*Dataset excerpts:*
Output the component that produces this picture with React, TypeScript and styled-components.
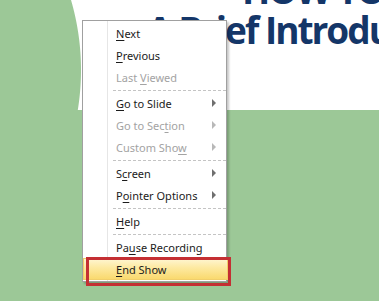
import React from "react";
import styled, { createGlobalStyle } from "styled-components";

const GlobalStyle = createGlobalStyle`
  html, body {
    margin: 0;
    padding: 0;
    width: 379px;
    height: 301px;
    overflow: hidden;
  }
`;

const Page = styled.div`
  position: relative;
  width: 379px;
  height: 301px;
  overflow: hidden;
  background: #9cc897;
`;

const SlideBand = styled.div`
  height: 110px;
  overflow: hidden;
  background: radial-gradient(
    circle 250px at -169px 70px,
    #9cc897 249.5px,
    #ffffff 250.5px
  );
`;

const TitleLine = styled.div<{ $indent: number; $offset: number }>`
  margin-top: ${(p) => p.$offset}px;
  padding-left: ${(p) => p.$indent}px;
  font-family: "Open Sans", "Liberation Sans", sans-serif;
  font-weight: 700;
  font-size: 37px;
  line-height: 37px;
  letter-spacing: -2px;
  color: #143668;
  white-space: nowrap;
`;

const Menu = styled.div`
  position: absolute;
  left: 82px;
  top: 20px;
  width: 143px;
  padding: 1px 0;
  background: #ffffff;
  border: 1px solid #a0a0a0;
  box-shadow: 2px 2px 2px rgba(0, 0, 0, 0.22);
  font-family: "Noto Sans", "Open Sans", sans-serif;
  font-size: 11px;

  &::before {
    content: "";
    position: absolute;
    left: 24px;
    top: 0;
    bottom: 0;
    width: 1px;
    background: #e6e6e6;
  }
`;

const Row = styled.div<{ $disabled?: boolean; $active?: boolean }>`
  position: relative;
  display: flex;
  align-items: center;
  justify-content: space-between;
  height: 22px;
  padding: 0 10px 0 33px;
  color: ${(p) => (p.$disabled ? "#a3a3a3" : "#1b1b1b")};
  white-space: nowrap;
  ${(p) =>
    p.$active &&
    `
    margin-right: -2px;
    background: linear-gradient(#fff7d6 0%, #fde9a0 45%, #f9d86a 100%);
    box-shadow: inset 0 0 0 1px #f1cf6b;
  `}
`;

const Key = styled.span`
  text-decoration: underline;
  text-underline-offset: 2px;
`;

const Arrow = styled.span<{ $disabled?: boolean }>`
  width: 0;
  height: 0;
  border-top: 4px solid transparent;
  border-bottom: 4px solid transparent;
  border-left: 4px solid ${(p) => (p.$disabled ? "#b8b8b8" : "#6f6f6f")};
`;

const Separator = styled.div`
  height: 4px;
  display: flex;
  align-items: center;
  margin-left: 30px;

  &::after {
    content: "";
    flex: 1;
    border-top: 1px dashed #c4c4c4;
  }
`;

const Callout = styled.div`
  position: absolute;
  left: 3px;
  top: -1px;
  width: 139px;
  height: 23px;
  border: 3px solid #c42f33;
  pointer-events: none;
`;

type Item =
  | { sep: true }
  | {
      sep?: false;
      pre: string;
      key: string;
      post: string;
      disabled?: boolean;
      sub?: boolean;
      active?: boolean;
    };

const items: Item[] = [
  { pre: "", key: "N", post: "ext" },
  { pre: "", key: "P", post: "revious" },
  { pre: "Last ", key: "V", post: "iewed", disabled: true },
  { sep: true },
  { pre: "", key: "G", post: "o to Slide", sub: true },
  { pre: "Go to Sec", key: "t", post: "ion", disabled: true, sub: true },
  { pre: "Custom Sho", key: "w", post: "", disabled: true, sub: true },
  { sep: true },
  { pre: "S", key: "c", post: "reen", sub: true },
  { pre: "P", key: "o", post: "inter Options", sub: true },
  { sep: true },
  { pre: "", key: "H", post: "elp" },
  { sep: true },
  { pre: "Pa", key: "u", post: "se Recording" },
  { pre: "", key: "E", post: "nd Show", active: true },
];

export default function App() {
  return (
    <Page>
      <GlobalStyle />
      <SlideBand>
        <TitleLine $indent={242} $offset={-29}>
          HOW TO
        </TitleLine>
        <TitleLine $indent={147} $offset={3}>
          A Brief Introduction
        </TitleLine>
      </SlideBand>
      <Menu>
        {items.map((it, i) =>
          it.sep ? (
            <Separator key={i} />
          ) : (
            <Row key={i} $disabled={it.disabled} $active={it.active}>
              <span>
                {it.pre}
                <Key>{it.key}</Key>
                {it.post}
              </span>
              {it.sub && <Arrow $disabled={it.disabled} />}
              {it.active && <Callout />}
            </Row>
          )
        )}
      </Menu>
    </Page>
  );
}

==

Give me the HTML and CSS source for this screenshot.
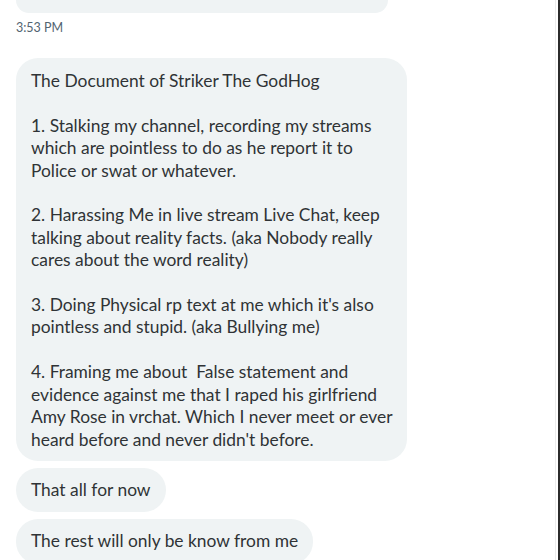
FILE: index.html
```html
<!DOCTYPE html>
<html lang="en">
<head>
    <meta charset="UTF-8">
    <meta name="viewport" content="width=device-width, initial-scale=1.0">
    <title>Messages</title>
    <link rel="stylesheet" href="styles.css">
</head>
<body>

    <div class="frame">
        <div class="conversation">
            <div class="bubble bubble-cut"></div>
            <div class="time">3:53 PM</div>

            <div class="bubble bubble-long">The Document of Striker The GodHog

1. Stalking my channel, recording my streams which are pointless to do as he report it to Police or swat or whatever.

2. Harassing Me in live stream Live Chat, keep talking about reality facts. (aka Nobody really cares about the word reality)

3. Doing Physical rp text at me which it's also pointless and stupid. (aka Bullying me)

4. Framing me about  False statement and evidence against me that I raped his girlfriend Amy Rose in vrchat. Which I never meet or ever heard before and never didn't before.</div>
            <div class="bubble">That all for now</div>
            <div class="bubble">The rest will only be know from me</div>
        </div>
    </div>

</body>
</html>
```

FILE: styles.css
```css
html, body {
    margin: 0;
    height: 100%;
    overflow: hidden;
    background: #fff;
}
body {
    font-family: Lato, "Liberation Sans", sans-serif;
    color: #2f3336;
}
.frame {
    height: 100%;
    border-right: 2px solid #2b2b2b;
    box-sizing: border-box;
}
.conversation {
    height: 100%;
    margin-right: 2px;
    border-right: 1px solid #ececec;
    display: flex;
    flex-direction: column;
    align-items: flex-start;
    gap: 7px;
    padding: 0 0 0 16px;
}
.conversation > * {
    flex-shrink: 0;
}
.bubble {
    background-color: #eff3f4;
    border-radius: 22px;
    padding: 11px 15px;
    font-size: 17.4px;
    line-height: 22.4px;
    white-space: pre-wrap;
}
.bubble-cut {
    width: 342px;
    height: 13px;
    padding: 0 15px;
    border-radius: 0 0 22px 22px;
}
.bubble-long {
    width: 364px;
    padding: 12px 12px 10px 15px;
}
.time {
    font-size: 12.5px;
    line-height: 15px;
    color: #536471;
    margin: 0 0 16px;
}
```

--

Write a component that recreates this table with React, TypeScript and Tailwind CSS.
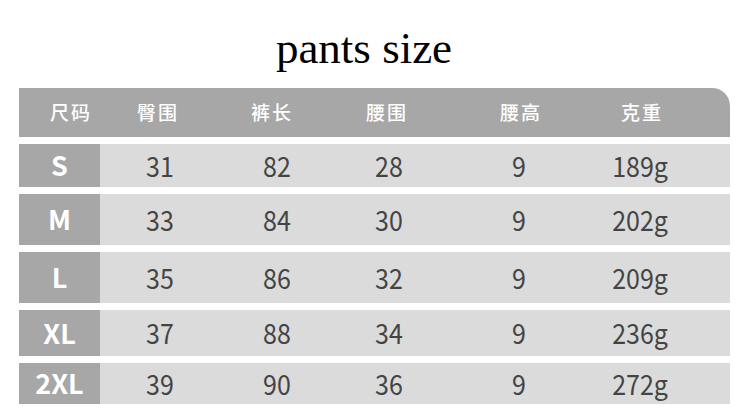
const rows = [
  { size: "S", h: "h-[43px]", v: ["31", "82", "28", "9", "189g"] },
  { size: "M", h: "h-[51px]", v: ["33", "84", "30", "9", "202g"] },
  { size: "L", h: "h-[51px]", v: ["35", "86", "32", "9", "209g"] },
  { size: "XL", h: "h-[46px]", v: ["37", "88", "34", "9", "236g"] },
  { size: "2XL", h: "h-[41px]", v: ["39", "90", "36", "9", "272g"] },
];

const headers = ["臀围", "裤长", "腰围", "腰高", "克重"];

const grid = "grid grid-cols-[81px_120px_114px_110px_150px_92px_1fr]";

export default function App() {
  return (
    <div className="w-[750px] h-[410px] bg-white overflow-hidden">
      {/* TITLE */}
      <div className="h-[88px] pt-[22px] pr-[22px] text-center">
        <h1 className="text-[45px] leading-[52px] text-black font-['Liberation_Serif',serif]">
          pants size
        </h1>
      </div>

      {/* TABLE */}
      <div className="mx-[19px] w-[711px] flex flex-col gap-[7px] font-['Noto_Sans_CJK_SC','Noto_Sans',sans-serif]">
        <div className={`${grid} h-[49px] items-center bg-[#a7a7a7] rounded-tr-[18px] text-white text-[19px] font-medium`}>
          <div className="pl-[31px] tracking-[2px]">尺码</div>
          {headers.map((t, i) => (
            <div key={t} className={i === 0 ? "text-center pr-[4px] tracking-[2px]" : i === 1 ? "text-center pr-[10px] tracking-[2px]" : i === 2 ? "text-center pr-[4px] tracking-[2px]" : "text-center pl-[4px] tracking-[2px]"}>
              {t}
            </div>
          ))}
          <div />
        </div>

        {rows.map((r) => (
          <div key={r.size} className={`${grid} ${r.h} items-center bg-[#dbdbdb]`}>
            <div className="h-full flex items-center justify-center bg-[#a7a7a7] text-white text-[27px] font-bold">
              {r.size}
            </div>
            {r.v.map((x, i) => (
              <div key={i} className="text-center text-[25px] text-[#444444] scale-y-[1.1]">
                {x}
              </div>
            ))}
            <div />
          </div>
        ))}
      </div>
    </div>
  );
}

*Request:*
Make an exact copy of the lines from the one with "Output the component" through the one with "font-size: 11px;", both ends in, and nothing else. Drop every picture.

*Result of this task:*
Output the component that produces this picture with React, TypeScript and styled-components.
import React from "react";
import styled, { createGlobalStyle } from "styled-components";

const GlobalStyle = createGlobalStyle`
  html, body {
    margin: 0;
    padding: 0;
    width: 379px;
    height: 301px;
    overflow: hidden;
  }
`;

const Page = styled.div`
  position: relative;
  width: 379px;
  height: 301px;
  overflow: hidden;
  background: #9cc897;
`;

const SlideBand = styled.div`
  height: 110px;
  overflow: hidden;
  background: radial-gradient(
    circle 250px at -169px 70px,
    #9cc897 249.5px,
    #ffffff 250.5px
  );
`;

const TitleLine = styled.div<{ $indent: number; $offset: number }>`
  margin-top: ${(p) => p.$offset}px;
  padding-left: ${(p) => p.$indent}px;
  font-family: "Open Sans", "Liberation Sans", sans-serif;
  font-weight: 700;
  font-size: 37px;
  line-height: 37px;
  letter-spacing: -2px;
  color: #143668;
  white-space: nowrap;
`;

const Menu = styled.div`
  position: absolute;
  left: 82px;
  top: 20px;
  width: 143px;
  padding: 1px 0;
  background: #ffffff;
  border: 1px solid #a0a0a0;
  box-shadow: 2px 2px 2px rgba(0, 0, 0, 0.22);
  font-family: "Noto Sans", "Open Sans", sans-serif;
  font-size: 11px;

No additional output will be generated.